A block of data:
--- begin ---

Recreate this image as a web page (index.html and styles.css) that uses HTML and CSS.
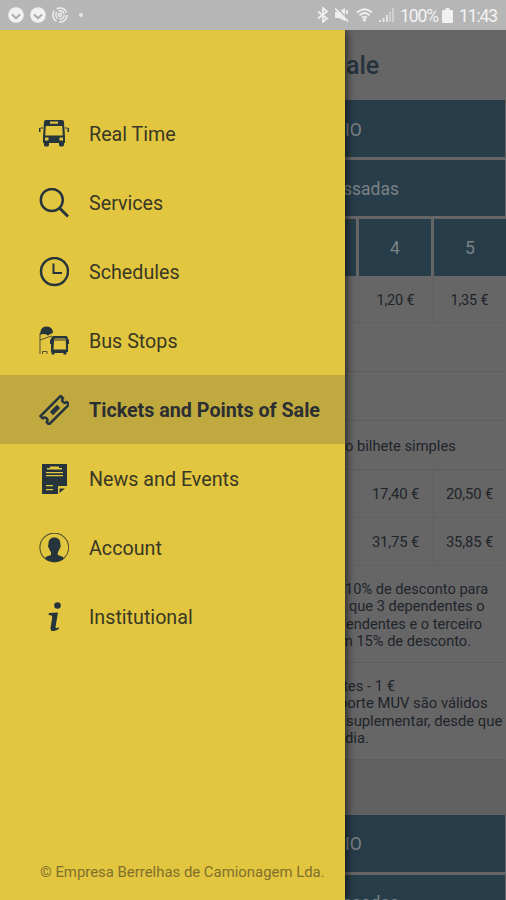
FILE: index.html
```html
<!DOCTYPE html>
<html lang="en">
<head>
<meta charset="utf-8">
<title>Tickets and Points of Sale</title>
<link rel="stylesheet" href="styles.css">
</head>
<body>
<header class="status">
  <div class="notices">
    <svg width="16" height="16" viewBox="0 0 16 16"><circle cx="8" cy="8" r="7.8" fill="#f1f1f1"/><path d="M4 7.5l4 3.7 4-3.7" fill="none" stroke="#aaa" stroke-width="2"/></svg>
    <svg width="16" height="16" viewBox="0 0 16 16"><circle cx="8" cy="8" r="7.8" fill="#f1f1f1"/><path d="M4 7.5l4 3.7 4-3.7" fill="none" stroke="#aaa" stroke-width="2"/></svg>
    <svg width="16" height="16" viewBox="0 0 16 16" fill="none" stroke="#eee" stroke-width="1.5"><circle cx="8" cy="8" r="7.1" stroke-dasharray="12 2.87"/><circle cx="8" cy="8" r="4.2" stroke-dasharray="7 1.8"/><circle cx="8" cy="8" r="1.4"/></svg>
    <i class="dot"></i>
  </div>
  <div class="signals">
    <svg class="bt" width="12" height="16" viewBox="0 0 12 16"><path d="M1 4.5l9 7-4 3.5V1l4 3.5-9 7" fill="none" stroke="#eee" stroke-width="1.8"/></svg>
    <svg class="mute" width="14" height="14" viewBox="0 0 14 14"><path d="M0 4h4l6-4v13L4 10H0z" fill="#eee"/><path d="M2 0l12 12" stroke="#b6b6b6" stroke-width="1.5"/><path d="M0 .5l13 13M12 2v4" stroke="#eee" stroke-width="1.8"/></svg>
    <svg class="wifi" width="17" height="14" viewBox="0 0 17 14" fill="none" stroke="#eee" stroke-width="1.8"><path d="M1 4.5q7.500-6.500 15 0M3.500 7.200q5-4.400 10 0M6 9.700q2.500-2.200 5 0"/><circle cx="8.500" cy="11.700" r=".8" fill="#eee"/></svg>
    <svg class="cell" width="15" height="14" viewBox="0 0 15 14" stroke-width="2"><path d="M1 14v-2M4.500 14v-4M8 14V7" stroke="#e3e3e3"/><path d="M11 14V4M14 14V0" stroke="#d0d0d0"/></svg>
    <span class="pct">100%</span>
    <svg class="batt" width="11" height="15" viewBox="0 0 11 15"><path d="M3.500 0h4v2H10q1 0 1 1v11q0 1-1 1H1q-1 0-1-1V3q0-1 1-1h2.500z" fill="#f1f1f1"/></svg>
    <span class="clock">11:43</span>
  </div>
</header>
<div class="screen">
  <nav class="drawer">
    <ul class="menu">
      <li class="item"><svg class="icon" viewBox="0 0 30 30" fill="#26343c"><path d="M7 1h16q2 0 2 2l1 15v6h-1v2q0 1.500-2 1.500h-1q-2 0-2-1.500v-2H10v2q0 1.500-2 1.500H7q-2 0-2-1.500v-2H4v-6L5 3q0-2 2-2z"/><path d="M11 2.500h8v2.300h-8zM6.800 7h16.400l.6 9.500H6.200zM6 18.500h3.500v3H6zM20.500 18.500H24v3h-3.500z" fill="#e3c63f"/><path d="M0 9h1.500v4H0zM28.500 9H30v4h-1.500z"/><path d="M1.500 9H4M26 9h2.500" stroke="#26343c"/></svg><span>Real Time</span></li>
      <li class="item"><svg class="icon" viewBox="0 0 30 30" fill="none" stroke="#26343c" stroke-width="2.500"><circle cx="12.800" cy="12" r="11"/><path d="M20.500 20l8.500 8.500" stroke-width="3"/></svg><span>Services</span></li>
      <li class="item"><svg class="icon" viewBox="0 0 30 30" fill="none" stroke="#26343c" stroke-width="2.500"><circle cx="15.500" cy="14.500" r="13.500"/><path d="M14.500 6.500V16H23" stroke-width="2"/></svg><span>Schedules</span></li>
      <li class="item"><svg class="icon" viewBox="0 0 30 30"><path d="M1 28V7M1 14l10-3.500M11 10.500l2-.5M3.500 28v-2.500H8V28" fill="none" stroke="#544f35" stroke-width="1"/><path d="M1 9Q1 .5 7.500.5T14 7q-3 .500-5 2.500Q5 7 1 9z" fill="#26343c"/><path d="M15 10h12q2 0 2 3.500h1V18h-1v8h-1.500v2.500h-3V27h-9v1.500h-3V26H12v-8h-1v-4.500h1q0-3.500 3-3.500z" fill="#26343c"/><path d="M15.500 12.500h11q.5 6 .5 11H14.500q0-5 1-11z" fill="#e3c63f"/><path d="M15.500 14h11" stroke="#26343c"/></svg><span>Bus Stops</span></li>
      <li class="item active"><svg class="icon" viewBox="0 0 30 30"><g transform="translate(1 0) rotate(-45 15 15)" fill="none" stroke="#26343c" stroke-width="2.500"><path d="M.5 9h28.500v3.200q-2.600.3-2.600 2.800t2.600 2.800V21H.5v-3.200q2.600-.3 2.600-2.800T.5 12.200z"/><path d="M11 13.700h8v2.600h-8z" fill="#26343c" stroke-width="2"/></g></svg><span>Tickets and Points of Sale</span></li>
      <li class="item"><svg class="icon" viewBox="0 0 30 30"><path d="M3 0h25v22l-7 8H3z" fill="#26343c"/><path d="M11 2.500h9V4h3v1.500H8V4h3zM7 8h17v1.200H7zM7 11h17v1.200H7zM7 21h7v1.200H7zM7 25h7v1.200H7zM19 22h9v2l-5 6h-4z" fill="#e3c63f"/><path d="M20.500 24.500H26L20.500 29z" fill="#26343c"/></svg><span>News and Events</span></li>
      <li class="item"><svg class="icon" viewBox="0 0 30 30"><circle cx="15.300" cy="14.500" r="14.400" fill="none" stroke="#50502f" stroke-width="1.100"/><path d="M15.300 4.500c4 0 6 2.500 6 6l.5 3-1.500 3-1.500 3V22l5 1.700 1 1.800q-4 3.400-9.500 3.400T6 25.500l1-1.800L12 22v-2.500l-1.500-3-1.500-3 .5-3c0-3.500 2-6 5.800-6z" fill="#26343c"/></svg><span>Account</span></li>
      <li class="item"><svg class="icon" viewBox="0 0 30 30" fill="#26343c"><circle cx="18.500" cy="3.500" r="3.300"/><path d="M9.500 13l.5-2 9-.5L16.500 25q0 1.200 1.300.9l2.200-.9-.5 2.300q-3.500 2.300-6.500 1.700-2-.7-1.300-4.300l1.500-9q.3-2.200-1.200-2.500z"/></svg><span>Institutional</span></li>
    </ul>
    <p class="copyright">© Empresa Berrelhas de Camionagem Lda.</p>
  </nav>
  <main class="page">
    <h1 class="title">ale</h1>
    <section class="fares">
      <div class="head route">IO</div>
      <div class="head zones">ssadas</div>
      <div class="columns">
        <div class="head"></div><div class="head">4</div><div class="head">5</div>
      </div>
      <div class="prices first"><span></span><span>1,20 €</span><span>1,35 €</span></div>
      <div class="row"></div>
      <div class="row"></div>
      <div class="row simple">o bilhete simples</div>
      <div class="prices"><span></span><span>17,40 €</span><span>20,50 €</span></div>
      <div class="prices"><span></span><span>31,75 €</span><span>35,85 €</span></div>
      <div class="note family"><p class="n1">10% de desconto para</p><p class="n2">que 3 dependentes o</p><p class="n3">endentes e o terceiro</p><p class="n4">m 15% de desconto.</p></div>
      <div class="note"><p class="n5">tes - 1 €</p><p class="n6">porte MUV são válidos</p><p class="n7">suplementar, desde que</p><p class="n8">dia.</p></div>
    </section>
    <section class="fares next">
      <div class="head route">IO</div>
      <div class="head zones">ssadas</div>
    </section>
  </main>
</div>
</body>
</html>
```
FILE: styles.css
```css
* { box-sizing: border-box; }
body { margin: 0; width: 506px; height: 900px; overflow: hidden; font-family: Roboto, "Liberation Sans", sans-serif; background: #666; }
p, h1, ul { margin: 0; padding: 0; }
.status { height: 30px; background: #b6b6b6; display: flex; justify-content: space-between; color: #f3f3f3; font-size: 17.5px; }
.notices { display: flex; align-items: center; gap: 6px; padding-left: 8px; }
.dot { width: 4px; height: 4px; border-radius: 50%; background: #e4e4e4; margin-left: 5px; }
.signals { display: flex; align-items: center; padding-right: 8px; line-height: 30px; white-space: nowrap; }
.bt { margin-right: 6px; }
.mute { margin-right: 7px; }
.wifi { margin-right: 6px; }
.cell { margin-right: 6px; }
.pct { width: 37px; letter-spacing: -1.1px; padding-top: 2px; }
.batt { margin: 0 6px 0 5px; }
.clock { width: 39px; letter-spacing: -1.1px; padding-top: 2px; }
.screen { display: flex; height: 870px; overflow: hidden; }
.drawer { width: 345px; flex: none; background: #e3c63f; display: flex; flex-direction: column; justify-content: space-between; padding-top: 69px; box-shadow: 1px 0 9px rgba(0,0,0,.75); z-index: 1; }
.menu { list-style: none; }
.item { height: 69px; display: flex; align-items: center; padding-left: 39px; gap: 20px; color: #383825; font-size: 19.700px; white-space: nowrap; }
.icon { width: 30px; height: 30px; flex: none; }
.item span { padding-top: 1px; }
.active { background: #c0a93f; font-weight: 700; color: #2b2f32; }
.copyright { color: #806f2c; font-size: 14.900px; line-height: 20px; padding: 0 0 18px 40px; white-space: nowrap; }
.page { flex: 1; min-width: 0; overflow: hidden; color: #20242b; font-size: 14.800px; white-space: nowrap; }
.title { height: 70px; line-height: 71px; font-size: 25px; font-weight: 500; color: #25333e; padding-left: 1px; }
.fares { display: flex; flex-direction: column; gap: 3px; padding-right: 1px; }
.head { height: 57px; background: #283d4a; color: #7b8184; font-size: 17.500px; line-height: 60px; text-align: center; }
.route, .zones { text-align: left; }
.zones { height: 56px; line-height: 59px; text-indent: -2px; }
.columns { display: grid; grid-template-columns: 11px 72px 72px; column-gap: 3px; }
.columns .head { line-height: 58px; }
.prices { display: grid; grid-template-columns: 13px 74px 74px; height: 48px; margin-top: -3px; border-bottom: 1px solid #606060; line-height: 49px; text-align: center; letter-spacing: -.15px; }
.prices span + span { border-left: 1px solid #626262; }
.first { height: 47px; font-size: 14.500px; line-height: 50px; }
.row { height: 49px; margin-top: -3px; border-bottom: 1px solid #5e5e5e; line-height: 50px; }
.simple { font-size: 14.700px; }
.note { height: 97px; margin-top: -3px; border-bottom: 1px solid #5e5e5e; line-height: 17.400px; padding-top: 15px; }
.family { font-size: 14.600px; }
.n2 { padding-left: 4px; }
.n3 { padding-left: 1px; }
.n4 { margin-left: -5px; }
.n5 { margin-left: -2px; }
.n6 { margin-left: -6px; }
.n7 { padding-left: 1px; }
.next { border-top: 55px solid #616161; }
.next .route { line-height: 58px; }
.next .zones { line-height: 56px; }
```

--- end ---
--- begin ---

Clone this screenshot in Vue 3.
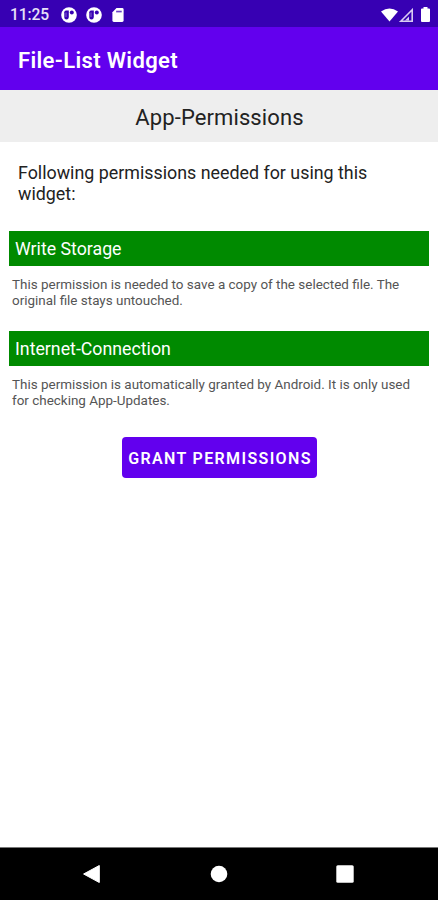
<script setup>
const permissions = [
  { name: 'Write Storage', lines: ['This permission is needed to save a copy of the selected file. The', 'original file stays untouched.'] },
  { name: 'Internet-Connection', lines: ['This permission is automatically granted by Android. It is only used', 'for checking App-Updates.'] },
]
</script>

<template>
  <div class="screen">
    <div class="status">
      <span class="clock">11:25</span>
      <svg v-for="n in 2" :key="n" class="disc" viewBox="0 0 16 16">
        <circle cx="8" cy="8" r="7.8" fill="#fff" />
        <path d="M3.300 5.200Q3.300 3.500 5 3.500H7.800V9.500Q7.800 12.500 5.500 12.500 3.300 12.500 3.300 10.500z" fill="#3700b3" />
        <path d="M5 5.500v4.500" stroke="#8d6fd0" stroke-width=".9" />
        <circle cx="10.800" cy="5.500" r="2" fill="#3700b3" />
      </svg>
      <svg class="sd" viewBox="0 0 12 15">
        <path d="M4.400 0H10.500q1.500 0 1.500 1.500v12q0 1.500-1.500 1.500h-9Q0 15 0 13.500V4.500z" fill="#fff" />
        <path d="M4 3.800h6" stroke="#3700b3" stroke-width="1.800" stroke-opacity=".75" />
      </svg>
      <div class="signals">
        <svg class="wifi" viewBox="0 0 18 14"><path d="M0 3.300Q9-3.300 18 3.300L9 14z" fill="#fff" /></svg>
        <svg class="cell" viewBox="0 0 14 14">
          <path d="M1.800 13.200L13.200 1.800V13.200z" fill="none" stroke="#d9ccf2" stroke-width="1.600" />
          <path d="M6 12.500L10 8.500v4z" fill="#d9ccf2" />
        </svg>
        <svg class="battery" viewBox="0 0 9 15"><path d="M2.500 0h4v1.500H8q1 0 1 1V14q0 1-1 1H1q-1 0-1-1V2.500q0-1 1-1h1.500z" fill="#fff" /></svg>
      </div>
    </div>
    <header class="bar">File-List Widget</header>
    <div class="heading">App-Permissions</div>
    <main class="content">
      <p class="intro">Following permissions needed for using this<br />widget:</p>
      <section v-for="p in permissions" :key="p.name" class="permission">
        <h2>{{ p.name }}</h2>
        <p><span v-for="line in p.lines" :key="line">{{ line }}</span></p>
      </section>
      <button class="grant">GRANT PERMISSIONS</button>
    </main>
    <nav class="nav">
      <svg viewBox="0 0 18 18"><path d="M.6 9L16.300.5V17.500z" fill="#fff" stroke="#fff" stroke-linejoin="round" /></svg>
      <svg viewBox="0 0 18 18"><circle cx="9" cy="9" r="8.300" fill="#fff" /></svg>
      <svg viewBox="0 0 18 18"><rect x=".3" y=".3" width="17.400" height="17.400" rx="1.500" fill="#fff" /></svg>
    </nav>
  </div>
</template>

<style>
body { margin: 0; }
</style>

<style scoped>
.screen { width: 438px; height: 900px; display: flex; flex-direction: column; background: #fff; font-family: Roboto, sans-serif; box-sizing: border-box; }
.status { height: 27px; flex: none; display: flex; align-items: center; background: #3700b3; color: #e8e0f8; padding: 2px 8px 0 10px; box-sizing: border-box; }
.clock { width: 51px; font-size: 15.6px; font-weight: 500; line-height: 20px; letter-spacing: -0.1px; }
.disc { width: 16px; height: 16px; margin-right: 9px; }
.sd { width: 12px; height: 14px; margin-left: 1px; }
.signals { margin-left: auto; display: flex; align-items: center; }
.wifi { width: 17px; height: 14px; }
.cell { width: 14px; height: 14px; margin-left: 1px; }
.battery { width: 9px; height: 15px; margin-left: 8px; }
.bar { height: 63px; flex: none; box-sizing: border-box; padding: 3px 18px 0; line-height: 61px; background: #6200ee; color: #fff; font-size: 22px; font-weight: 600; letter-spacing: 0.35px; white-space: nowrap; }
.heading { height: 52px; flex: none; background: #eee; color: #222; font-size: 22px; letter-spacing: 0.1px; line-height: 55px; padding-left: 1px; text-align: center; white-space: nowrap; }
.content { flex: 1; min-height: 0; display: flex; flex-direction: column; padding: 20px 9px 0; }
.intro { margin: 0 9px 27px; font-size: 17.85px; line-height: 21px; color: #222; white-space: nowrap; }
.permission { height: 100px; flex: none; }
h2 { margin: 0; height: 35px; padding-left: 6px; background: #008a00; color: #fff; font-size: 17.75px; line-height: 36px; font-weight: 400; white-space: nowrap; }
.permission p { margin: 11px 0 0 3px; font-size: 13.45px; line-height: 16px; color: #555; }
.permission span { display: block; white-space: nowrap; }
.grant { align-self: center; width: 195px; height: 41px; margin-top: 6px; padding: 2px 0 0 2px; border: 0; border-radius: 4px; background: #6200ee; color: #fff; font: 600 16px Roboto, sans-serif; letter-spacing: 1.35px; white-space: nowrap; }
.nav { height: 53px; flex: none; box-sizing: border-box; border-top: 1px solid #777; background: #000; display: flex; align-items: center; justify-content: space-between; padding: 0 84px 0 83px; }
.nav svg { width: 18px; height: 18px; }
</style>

--- end ---

- [TASK STATEMENT] Identify the lines in the entries that hold "styles" and return each one.

- [COMPLETED TASK]
Recreate this image as a web page (index.html and styles.css) that uses HTML and CSS.
<link rel="stylesheet" href="styles.css">
FILE: styles.css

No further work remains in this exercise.